━━━ RECORDED DATA

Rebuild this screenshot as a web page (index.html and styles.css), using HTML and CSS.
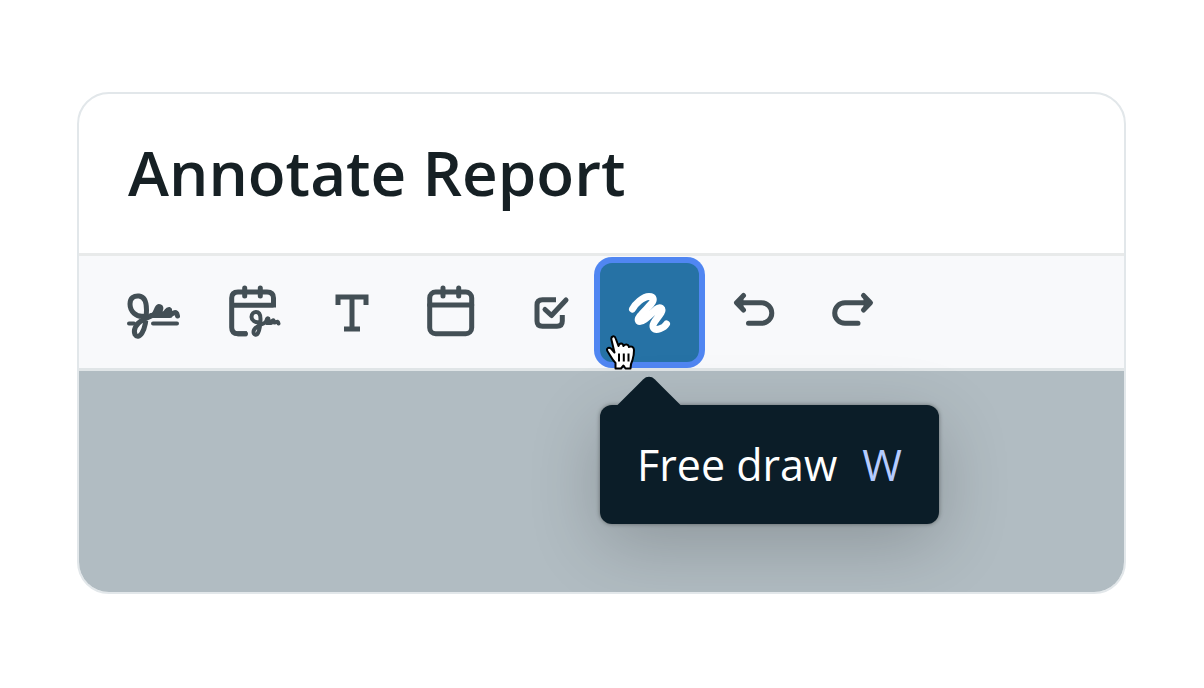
FILE: index.html
```html
<!DOCTYPE html>
<html lang="en">
<head>
  <meta charset="UTF-8">
  <meta name="viewport" content="width=device-width, initial-scale=1.0">
  <title>Annotate Report</title>
  <link rel="stylesheet" href="styles.css">
</head>
<body>
  <main class="card">
    <header class="header">
      <h1 class="title">Annotate Report</h1>
    </header>

    <div class="toolbar" role="toolbar" aria-label="Annotation tools">
      <button class="tool" aria-label="Signature">
        <svg class="icon" viewBox="0 0 63 63">
          <path stroke-width="5" d="M22 35C13 37 7 30 7 23C7 17 11 14.500 16 15C21 15.500 23.500 21 23.500 29C23.500 39 22 47 19 52C16.500 56 13.500 56 12 53.500C10 49 13 43 18 40C23 37 27 36 30 34C34 31 33 26 36 25.500C39 25.500 38 29 36 32C34 35 39 34 42 32C44 30 44 28.500 46 28.500C48 29 45 33 47 33.500C49 34 50 31.500 52 31.500C54 31.500 54 33 54.500 35"/>
          <path stroke-width="5" d="M28 34.500H47M34 31L37 28M44 32H47"/>
          <path stroke-width="4" d="M6 42.500H11M30 42.500H54"/>
        </svg>
      </button>

      <button class="tool" aria-label="Signature with date">
        <svg class="icon" viewBox="0 0 63 63">
          <path stroke-width="5" stroke-linecap="butt" d="M51.500 26.500V17Q51.500 11 45 11H16Q9.700 11 9.700 17V46.500Q9.700 52.700 16 52.700H25M9.700 24.300H51.500"/>
          <path stroke-width="5" d="M22.700 7V15M38.300 7V15M16 52.700H23.500"/>
          <path stroke-width="4" d="M37 41C33 42 29.500 39 29.500 36C29.500 32.500 32 31 34 31C37 31 38.500 34 38.500 38C38.500 44 37.500 49 36 52C34.500 55 31.500 53.500 31.500 51C31.500 48 35 45.500 38 44C42 42.500 44 42 45 38C47 36 47 39 45 42H49C50 39 52 38 52 41.500C54 41.500 56 39 56.500 42.500"/>
        </svg>
      </button>

      <button class="tool" aria-label="Text">
        <svg class="icon" viewBox="0 0 63 63">
          <path stroke-width="5" stroke-linecap="butt" stroke-linejoin="miter" d="M17 24V16H45V24M31 16V48M23 48H39"/>
        </svg>
      </button>

      <button class="tool" aria-label="Date">
        <svg class="icon" viewBox="0 0 63 63">
          <rect x="9.700" y="11" width="42" height="41.700" rx="6" stroke-width="5"/>
          <path stroke-width="5" d="M9.700 24H51.700M23 7V15M38.700 7V15"/>
        </svg>
      </button>

      <button class="tool" aria-label="Checkbox">
        <svg class="icon" viewBox="0 0 63 63">
          <path stroke-width="5" stroke-linecap="butt" d="M37 18.700H23.500Q18 18.700 18 24V40Q18 45.300 23.500 45.300H38Q43.300 45.300 43.300 40V34"/>
          <path stroke-width="5" d="M26 28.500L32.500 34.500L47 19"/>
        </svg>
      </button>

      <div class="tool-wrap">
        <button class="tool active" aria-label="Free draw" aria-pressed="true" aria-describedby="draw-tip">
          <svg class="icon" viewBox="0 0 63 63">
            <path stroke-width="7" d="M14.500 28C17 23 25 15.500 31 15.500C36 15.500 36.500 19 33 23C29 28 18 37 20.500 40C23.500 43 32 34 38 28.500C42 25 46 27.500 43 32C40 37 33 43 35.500 47C38 50.500 46 47 48.500 43"/>
          </svg>
        </button>
        <div class="tooltip" id="draw-tip" role="tooltip">
          <span>Free draw</span>
          <kbd class="key">W</kbd>
        </div>
        <svg class="cursor" viewBox="0 0 32 38">
          <path d="M10.500 34.500V29C7 25.500 5.500 22 3 18C.500 14.500 3.500 12.500 6.500 15L9.500 18.500L6.500 6C5.500 2 9.500 1 10.700 4.500L13.500 12C14.500 8.500 18 9 18.500 12C20 9.500 23.500 10 24 13C26.500 11.500 29 13 29 16C29 21 28.500 23 27.500 26C26 29 25.500 31 25.500 34.500H20.500L18.500 31.500L16 34.500Z"/>
          <path d="M14 19.500V27.500M18.800 19.500V27.500M23.500 19.500V27.500"/>
        </svg>
      </div>

      <div class="history">
        <button class="tool" aria-label="Undo">
          <svg class="icon" viewBox="0 0 63 63">
            <path stroke-width="5" d="M14 21.700H38.500A10.300 10.300 0 0 1 38.500 42.300H25.500M20.500 14.500L13.500 21.700L20.500 29"/>
            <path fill="currentColor" d="M14 21.700L20 16V27.500Z"/>
          </svg>
        </button>
        <button class="tool" aria-label="Redo">
          <svg class="icon" viewBox="0 0 63 63">
            <path stroke-width="5" d="M48 21.700H23A10.300 10.300 0 0 0 23 42.300H36M41.500 14.500L48.500 21.700L41.500 29"/>
            <path fill="currentColor" d="M48 21.700L42 16V27.500Z"/>
          </svg>
        </button>
      </div>
    </div>

    <div class="canvas"></div>
  </main>
</body>
</html>
```
FILE: styles.css
```css
* {
  box-sizing: border-box;
}
body {
  display: flex;
  min-height: 100vh;
  margin: 0;
  padding: 92px 78px 94px 77px;
  background-color: white;
  font-family: "Open Sans", "Noto Sans", sans-serif;
}
.card {
  display: flex;
  flex-direction: column;
  flex: 1;
  overflow: hidden;
  border: 2px solid #e2e7ea;
  border-radius: 32px;
}
.header {
  padding: 35px 49px 37px;
  border-bottom: 3px solid #e8eaea;
}
.title {
  margin: 0;
  color: #162024;
  font-size: 62px;
  font-weight: 600;
  line-height: 87px;
}
.toolbar {
  display: flex;
  align-items: center;
  padding: 7px 26px 6px;
  border-bottom: 3px solid #e0e5e7;
  background-color: #f8f9fb;
}
.tool {
  display: flex;
  align-items: center;
  justify-content: center;
  width: 99px;
  height: 99px;
  padding: 0;
  border: none;
  border-radius: 12px;
  background-color: transparent;
  color: #434f55;
  cursor: pointer;
}
.icon {
  width: 63px;
  height: 63px;
  fill: none;
  stroke: currentColor;
  stroke-linecap: round;
  stroke-linejoin: round;
}
.tool-wrap {
  position: relative;
}
.active {
  background-color: #2672a5;
  color: white;
  box-shadow: 0 0 0 6px #5086f2;
}
.history {
  display: flex;
  margin-left: 6px;
}

/* tooltip under the active tool */
.tooltip {
  position: absolute;
  top: 142px;
  left: 0;
  display: flex;
  gap: 25px;
  padding: 30px 37px 29px;
  border-radius: 12px;
  background-color: #0b1d28;
  color: white;
  font-size: 43px;
  line-height: 60px;
  white-space: nowrap;
  box-shadow: 0 0 4px rgba(0, 0, 0, 0.4), 0 20px 72px rgba(0, 0, 0, 0.2);
}
.tooltip::before {
  content: "";
  position: absolute;
  top: -22px;
  left: 26px;
  width: 46px;
  height: 46px;
  border-radius: 8px 0 0 0;
  background-color: #0b1d28;
  transform: rotate(45deg);
}
.key {
  color: #b5cbff;
  font-family: inherit;
  font-size: inherit;
}
.cursor {
  position: absolute;
  top: 71px;
  left: 5px;
  width: 32px;
  height: 38px;
  fill: white;
  stroke: black;
  stroke-width: 2;
  stroke-linejoin: round;
  pointer-events: none;
}
.canvas {
  flex: 1;
  background-color: #b1bcc2;
}
```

━━━━━━

DESCRIPTION OF THE TASK: In the lines above, find each one with "styles" and list it.

EXERCISE OUTPUT:
Rebuild this screenshot as a web page (index.html and styles.css), using HTML and CSS.
  <link rel="stylesheet" href="styles.css">
FILE: styles.css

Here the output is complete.